Colon cancer staging tests estimate how far a particular cancer has penetrated into the colon and whether the cancer has spread to nearby lymph nodes or organs. The results of the staging test will indicate how to proceed with treatment. Most colon cancer staging tests are done after surgery has been performed and pathology reports have been reviewed.
Before undergoing additional surgery or other treatments, a patient will likely have an abdominal CT scan and a lung X-ray to determine whether cancer has spread to these other areas. A blood test called a carcinoembryonic antigen (CEA) test is also often done.
For rectal cancer, an MRI or ultrasound is also required. This may change the treatment plan, which is designed by a team of experts from surgery, radiology, medical oncology (chemotherapy), and radiation oncology. It is best performed at a center that does this routinely, as expertise is required. Please call us to learn more.
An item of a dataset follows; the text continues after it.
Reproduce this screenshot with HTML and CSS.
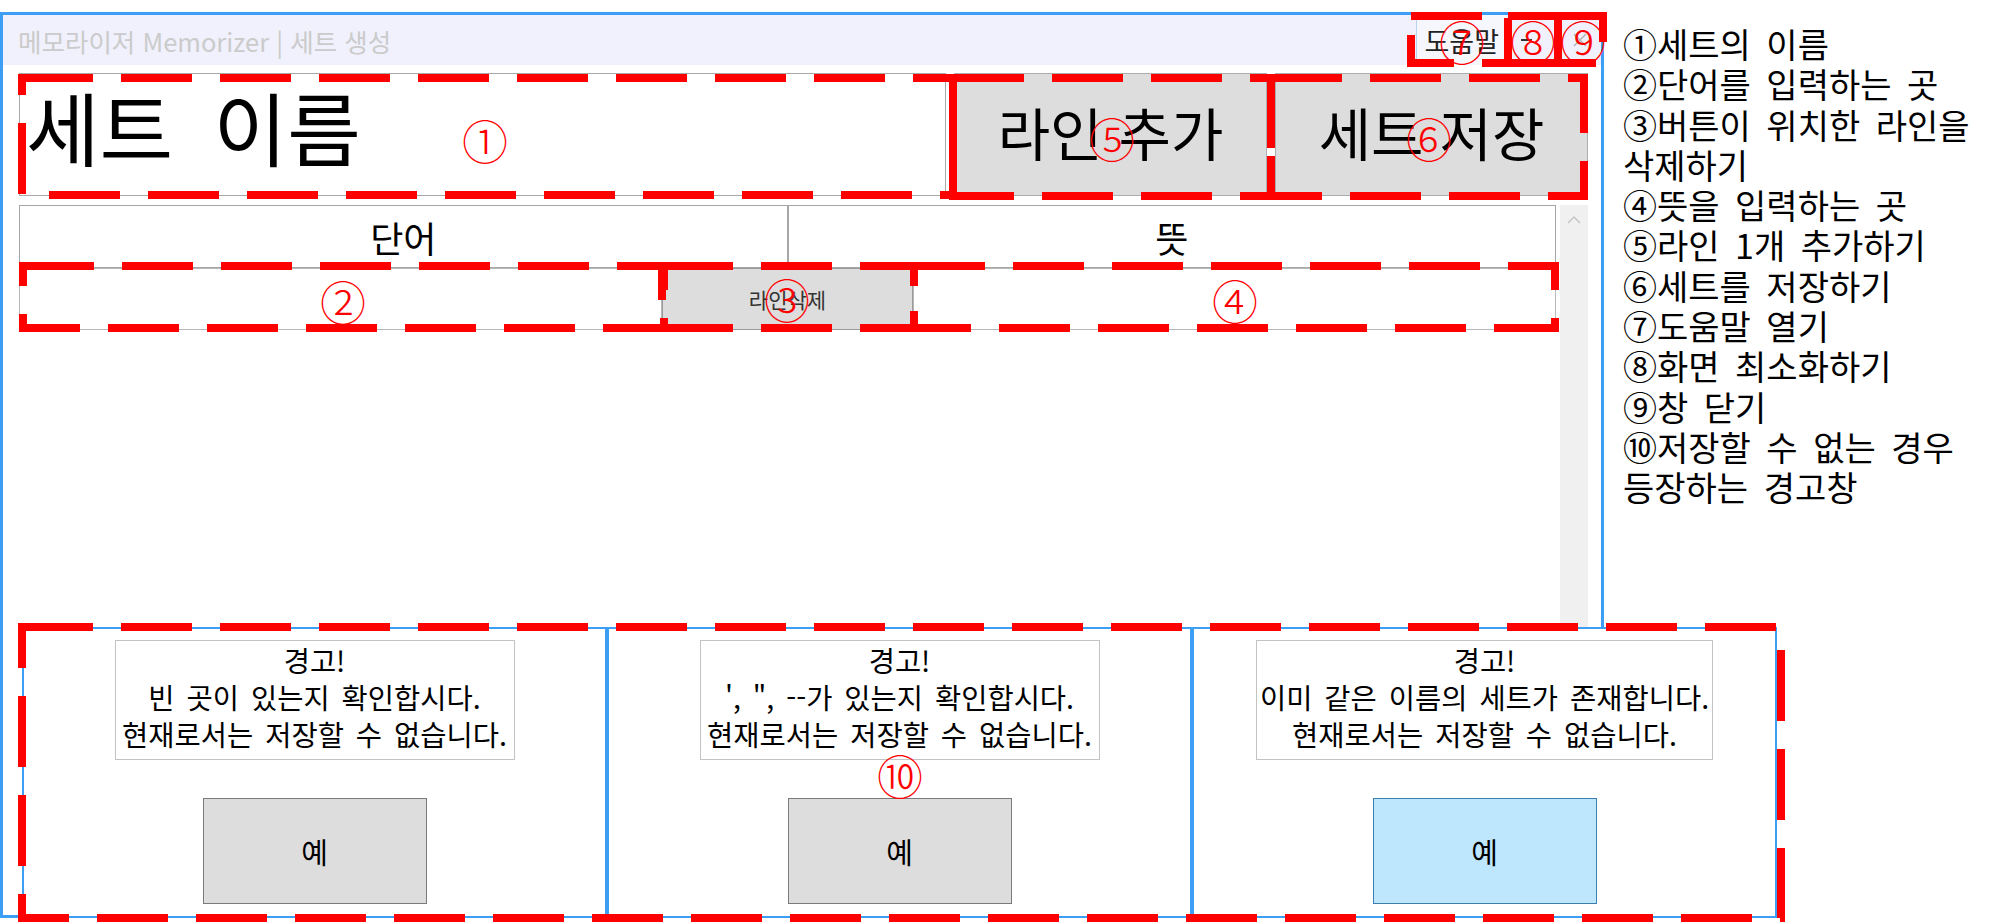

The most common staging system is called the TNM System. The “T” is for the degree of invasion of the tumor in the intestinal wall, “N” for the degree of lymphatic node involvement, and “M” for the degree of metastasis, or the spread of malignant growths to other organs, such as the liver or lungs.
Even in cases in which cancer has spread to other organs, treatment using combined or staged approaches may be effective. Every situation is different, and individual care requires expert input from a variety of specialties. This leads to a personalized approach and the best possible outcome.